### Your goal:
In the material below, count the lines with the word "components" and state that number only.

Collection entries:
* Start *

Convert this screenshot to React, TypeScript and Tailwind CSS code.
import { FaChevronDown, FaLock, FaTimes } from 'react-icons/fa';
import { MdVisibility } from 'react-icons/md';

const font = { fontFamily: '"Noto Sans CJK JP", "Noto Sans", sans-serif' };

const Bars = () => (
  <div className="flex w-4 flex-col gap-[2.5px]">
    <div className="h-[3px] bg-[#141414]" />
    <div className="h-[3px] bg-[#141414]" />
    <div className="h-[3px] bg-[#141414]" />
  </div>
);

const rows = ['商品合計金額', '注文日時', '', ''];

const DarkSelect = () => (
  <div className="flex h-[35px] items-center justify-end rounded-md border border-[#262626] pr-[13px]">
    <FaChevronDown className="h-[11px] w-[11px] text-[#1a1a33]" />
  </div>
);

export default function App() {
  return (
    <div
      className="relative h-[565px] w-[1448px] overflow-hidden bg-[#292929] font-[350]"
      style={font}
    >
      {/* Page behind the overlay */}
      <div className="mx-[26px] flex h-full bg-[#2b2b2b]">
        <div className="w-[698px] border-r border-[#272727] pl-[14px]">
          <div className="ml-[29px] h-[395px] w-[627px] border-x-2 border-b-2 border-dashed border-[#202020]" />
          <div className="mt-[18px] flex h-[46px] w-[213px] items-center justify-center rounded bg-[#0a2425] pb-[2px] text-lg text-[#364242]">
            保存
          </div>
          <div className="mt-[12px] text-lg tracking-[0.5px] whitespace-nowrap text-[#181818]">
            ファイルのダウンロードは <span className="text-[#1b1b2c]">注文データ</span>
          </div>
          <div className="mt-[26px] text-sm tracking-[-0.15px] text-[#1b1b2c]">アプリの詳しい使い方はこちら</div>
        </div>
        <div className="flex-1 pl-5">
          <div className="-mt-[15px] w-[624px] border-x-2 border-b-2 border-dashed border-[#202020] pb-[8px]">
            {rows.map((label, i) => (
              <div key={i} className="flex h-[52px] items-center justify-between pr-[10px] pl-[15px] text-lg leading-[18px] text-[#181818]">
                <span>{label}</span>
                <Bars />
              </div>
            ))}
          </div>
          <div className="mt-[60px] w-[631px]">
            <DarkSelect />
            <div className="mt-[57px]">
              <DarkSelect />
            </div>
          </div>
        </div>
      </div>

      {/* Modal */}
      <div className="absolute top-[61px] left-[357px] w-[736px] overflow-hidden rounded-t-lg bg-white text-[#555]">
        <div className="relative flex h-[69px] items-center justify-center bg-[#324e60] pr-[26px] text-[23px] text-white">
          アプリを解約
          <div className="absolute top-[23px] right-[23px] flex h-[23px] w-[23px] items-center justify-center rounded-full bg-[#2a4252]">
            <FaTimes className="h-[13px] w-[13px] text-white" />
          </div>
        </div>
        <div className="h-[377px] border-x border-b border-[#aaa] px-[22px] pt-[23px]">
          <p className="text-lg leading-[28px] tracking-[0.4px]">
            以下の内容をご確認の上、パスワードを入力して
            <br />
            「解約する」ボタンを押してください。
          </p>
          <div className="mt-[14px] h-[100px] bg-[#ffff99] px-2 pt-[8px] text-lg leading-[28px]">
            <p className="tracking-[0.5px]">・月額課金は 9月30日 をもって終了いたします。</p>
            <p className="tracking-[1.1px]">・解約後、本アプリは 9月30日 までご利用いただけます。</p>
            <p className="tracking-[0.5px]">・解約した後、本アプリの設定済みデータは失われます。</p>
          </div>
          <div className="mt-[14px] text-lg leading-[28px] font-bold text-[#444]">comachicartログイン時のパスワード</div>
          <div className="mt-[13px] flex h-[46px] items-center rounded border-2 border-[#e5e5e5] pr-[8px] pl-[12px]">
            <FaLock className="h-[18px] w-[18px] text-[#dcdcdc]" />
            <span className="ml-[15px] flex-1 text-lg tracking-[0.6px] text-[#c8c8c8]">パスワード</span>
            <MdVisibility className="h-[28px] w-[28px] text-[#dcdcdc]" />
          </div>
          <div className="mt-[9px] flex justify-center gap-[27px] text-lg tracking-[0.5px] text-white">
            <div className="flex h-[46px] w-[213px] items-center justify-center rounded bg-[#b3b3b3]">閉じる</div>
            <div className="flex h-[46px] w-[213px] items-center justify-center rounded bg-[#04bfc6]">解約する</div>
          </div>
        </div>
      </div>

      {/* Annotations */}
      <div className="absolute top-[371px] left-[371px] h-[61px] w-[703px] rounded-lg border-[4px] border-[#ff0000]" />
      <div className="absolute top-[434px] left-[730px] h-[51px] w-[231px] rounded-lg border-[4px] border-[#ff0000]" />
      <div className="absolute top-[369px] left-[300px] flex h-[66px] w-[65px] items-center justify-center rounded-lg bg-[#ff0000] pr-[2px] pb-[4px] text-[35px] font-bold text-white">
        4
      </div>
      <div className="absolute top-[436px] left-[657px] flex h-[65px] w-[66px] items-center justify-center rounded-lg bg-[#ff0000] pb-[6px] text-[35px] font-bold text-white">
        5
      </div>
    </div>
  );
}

* End *
* Start *

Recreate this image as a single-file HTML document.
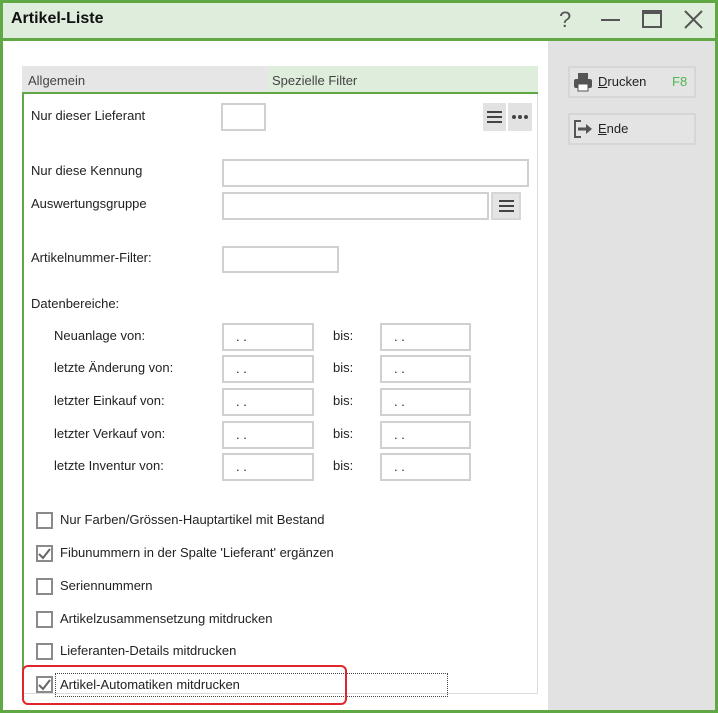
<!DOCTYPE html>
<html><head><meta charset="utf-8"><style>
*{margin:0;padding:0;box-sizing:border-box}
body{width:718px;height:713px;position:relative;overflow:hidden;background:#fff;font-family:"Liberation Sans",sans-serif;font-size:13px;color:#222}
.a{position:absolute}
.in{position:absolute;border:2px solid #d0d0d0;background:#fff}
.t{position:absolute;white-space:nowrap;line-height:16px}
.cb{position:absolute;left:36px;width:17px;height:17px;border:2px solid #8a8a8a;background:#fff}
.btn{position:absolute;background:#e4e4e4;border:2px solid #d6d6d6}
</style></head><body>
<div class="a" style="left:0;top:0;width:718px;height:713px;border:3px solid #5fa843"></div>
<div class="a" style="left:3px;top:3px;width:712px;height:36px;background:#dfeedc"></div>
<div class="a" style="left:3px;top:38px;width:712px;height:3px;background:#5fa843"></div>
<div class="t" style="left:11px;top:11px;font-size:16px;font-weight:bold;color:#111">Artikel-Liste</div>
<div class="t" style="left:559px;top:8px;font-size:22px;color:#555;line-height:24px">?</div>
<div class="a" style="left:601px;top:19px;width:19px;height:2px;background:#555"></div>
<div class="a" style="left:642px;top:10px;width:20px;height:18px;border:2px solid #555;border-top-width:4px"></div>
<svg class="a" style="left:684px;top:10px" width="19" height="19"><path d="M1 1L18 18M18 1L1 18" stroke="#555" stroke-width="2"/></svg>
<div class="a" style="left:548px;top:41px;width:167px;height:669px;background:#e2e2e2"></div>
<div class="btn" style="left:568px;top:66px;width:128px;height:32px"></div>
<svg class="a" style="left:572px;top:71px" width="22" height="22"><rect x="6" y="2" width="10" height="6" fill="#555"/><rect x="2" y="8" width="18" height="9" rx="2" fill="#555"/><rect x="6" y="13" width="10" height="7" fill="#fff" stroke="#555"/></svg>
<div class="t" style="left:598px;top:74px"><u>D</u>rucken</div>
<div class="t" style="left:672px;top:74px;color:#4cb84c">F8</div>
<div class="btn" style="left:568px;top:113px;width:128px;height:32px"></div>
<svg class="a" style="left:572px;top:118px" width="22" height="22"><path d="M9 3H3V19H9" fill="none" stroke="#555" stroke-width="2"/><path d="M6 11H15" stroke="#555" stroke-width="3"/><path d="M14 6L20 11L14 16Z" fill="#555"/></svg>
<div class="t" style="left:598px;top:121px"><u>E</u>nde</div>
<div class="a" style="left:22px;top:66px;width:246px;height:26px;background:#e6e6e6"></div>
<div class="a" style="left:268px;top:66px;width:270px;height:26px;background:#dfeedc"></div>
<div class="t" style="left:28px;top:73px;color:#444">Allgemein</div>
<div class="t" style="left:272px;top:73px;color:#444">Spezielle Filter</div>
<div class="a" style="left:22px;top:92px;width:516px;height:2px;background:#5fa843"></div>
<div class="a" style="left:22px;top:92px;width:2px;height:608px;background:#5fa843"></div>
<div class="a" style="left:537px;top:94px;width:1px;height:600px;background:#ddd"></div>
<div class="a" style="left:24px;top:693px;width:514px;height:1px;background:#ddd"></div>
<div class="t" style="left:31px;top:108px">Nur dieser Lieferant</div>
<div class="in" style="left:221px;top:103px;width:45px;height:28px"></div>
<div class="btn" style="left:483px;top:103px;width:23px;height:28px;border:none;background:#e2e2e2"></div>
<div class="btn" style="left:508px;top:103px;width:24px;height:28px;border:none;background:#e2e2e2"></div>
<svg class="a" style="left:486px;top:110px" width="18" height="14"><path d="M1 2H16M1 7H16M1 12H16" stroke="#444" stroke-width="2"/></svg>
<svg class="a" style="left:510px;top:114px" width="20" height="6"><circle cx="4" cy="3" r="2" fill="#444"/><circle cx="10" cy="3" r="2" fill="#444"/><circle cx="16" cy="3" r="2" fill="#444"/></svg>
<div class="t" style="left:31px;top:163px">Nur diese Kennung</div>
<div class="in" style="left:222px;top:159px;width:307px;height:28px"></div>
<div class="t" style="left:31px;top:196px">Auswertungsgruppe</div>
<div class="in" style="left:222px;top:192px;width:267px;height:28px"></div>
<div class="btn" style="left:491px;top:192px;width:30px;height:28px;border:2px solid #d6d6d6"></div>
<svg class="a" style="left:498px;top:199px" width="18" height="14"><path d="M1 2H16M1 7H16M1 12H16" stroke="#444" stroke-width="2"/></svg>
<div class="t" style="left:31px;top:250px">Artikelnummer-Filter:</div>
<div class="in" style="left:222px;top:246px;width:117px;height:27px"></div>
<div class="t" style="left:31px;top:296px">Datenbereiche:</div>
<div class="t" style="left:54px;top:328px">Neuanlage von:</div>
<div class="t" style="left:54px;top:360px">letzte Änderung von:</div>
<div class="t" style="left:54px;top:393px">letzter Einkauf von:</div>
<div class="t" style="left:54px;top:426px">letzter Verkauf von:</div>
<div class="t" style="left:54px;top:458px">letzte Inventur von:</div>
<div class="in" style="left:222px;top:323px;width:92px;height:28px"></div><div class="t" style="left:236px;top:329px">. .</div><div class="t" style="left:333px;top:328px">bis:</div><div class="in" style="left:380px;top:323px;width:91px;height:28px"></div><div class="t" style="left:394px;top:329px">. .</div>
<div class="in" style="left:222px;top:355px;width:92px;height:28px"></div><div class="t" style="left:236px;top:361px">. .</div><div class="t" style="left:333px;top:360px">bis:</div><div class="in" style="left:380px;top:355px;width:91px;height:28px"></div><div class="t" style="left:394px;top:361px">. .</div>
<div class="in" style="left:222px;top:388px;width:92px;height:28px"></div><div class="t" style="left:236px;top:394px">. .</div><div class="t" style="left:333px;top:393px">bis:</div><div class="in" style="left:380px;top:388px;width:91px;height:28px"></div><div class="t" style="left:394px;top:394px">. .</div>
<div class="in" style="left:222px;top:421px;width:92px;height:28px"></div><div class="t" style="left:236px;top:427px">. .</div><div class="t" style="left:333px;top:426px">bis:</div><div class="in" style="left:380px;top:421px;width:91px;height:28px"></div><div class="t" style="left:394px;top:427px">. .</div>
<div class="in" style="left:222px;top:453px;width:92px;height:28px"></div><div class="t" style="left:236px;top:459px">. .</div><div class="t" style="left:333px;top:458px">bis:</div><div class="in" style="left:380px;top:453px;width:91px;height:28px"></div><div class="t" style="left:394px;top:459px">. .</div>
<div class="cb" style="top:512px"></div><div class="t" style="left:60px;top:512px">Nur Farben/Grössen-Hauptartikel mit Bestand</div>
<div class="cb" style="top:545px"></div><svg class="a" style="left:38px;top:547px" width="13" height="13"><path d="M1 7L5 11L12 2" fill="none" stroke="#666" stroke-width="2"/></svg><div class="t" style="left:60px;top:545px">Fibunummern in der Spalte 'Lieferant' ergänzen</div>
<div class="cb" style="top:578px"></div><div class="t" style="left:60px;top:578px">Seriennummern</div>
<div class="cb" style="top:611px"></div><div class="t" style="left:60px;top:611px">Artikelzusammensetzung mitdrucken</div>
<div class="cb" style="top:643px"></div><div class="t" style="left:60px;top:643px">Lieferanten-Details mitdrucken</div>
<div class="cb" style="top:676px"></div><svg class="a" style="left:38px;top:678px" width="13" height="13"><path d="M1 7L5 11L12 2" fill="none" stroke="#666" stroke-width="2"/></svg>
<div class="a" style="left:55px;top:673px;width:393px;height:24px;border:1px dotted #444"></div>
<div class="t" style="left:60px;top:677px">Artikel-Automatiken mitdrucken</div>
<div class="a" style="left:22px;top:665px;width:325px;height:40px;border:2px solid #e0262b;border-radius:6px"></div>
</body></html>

* End *
* Start *

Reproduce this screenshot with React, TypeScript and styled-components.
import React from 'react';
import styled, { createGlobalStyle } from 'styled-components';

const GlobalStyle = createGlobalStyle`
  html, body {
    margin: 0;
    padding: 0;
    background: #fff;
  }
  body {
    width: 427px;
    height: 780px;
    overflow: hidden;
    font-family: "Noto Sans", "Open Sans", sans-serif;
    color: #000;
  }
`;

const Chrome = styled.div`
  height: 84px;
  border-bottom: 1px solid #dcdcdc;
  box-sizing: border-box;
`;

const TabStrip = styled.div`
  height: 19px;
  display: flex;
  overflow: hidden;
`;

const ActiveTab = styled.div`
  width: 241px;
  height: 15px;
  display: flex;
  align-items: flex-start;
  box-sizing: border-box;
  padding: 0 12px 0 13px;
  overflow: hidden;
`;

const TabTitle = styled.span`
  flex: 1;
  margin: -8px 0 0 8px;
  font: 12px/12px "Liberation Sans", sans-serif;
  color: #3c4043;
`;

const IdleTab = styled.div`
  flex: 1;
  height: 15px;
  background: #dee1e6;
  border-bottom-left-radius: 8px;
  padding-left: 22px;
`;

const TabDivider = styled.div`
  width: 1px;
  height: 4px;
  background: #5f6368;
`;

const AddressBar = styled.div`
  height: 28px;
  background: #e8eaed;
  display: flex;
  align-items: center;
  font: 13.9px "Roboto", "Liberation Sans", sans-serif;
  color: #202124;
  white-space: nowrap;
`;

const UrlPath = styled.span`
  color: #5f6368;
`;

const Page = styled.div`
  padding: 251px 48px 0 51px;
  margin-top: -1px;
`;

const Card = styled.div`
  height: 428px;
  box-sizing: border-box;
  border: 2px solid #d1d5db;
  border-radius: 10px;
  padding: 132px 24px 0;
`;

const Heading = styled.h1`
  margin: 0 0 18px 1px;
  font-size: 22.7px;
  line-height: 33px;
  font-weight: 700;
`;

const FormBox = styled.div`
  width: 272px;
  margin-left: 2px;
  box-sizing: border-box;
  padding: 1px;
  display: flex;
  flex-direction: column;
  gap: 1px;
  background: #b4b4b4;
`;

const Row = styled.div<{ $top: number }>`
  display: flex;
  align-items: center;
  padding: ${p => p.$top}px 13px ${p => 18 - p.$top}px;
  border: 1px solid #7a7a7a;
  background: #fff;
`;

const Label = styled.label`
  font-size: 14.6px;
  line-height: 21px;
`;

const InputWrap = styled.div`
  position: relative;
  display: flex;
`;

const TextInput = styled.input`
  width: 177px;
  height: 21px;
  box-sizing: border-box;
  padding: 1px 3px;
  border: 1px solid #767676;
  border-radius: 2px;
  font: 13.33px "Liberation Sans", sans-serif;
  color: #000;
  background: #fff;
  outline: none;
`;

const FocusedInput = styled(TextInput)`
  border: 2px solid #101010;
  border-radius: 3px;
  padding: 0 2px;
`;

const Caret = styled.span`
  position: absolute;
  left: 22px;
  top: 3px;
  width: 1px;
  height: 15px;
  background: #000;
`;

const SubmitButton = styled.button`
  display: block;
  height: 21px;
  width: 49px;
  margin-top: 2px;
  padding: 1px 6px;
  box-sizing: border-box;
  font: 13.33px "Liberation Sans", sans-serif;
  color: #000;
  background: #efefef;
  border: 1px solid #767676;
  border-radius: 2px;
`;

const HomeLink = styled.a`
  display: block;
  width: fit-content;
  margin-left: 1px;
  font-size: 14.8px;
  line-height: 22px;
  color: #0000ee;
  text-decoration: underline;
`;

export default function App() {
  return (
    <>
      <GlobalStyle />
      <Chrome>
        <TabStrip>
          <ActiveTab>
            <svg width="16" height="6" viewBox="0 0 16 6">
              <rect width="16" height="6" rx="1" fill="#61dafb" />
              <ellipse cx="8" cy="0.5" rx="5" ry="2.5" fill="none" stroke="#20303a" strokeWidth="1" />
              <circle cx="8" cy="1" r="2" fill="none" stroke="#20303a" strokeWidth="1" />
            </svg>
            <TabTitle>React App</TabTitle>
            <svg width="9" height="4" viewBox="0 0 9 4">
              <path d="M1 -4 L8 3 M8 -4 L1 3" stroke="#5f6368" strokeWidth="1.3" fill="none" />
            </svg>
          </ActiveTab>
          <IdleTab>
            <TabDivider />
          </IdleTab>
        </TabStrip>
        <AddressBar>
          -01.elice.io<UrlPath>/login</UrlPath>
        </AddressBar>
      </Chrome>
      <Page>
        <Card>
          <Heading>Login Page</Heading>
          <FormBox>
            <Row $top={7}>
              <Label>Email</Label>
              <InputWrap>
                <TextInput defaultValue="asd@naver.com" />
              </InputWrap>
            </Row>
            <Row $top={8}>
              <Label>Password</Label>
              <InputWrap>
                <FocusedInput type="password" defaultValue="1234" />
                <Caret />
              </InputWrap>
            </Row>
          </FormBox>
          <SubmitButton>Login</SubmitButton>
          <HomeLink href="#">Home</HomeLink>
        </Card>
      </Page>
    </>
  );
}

* End *

### Written answer:
2